### TASK GOAL
Single out the lines that include the word "this". Copy them.

[start SUPPLIED RECORDS]

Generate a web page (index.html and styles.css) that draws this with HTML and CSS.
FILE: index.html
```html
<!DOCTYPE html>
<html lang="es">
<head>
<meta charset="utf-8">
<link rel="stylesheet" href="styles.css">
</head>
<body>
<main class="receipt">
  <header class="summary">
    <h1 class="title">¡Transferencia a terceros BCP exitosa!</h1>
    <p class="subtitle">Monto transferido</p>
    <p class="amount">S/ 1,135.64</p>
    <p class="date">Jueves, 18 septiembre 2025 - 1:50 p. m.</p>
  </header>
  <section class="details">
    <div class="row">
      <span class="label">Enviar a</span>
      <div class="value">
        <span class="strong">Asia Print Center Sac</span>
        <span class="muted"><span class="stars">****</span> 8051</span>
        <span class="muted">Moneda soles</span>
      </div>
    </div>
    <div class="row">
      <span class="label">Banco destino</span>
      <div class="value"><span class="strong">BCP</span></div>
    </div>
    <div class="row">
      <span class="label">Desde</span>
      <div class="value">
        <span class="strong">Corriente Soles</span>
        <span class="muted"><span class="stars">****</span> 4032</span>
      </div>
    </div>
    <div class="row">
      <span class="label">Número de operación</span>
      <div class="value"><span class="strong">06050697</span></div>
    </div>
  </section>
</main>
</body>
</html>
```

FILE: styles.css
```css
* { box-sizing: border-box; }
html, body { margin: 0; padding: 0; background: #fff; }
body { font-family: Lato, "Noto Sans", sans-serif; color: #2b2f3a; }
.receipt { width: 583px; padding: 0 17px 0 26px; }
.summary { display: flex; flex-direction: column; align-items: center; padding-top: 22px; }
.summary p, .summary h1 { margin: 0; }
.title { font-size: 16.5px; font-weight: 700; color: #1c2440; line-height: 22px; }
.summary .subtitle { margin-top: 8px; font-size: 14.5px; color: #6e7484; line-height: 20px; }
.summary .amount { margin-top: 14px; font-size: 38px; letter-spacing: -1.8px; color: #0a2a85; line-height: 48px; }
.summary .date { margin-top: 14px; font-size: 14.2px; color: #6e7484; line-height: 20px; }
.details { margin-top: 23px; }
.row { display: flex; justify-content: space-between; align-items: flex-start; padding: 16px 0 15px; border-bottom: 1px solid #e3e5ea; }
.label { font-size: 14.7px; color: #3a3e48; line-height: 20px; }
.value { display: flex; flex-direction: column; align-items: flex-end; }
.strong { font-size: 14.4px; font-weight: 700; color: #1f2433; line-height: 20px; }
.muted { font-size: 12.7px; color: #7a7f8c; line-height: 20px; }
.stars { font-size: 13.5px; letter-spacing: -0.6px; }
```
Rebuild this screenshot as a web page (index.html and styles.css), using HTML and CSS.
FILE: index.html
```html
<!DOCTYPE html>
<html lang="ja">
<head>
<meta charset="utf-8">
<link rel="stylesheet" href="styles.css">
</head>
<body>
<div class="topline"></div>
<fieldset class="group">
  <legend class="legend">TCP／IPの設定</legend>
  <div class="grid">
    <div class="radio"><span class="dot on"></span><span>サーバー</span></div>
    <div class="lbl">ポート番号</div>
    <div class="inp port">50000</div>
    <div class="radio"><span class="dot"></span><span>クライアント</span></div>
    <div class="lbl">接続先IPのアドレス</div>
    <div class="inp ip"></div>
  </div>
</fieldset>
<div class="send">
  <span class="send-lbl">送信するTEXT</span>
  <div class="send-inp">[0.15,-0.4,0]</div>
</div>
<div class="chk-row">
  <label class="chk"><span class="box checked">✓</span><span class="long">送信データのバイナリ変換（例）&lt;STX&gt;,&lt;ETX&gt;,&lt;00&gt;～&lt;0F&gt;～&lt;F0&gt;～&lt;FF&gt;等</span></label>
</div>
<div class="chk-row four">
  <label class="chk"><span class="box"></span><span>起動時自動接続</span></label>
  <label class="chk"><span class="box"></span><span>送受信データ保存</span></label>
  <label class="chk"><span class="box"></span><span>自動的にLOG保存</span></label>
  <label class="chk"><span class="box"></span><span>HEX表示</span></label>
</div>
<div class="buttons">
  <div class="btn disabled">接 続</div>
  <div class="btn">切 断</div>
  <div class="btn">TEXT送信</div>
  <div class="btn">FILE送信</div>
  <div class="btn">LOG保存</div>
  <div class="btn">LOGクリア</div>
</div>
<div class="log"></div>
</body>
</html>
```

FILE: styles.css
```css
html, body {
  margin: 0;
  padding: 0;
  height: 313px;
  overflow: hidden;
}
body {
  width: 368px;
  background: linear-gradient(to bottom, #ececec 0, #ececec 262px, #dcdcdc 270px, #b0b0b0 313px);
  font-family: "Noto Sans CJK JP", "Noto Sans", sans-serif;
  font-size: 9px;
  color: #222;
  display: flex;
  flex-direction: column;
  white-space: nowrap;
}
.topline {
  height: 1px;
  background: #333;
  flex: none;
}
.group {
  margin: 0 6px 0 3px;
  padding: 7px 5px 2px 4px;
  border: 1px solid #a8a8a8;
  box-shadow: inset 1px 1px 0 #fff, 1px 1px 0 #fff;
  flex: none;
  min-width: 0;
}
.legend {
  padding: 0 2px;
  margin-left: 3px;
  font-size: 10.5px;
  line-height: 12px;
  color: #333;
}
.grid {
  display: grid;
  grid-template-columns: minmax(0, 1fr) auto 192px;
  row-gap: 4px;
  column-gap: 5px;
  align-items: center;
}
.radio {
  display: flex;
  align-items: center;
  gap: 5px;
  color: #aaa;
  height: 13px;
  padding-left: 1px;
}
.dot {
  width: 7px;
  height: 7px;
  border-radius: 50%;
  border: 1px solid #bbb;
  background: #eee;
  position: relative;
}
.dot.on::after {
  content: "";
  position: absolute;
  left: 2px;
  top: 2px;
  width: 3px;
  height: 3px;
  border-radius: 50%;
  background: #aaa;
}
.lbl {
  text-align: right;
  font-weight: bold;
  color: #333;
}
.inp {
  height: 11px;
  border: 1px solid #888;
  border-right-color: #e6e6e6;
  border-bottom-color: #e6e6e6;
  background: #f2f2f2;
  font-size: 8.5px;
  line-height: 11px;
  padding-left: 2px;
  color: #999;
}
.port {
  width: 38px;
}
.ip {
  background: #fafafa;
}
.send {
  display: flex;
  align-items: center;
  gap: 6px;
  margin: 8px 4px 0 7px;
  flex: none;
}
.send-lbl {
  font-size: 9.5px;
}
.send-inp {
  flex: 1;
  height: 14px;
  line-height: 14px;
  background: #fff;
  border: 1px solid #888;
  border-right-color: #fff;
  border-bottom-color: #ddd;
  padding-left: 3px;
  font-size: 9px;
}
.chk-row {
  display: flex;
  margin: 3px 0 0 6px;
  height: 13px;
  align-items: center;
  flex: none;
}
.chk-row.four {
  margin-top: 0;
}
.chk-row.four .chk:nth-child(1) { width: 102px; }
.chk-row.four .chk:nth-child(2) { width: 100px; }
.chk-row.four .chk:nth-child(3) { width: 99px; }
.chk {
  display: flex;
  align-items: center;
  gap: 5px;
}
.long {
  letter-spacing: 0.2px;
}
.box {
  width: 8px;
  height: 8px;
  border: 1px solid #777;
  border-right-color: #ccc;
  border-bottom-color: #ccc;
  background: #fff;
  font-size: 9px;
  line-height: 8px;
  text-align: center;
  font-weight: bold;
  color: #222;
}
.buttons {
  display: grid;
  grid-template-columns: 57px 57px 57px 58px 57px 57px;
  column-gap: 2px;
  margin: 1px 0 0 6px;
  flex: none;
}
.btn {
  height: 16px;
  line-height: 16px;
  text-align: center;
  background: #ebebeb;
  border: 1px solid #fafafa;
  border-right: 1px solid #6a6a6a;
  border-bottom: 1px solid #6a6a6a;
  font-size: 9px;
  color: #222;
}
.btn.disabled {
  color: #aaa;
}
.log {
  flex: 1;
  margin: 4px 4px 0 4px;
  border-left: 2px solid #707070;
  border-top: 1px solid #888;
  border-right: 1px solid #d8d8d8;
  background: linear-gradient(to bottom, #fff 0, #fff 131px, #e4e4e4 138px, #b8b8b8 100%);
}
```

[end SUPPLIED RECORDS]

### ANSWER FOR THE TASK
Generate a web page (index.html and styles.css) that draws this with HTML and CSS.
Rebuild this screenshot as a web page (index.html and styles.css), using HTML and CSS.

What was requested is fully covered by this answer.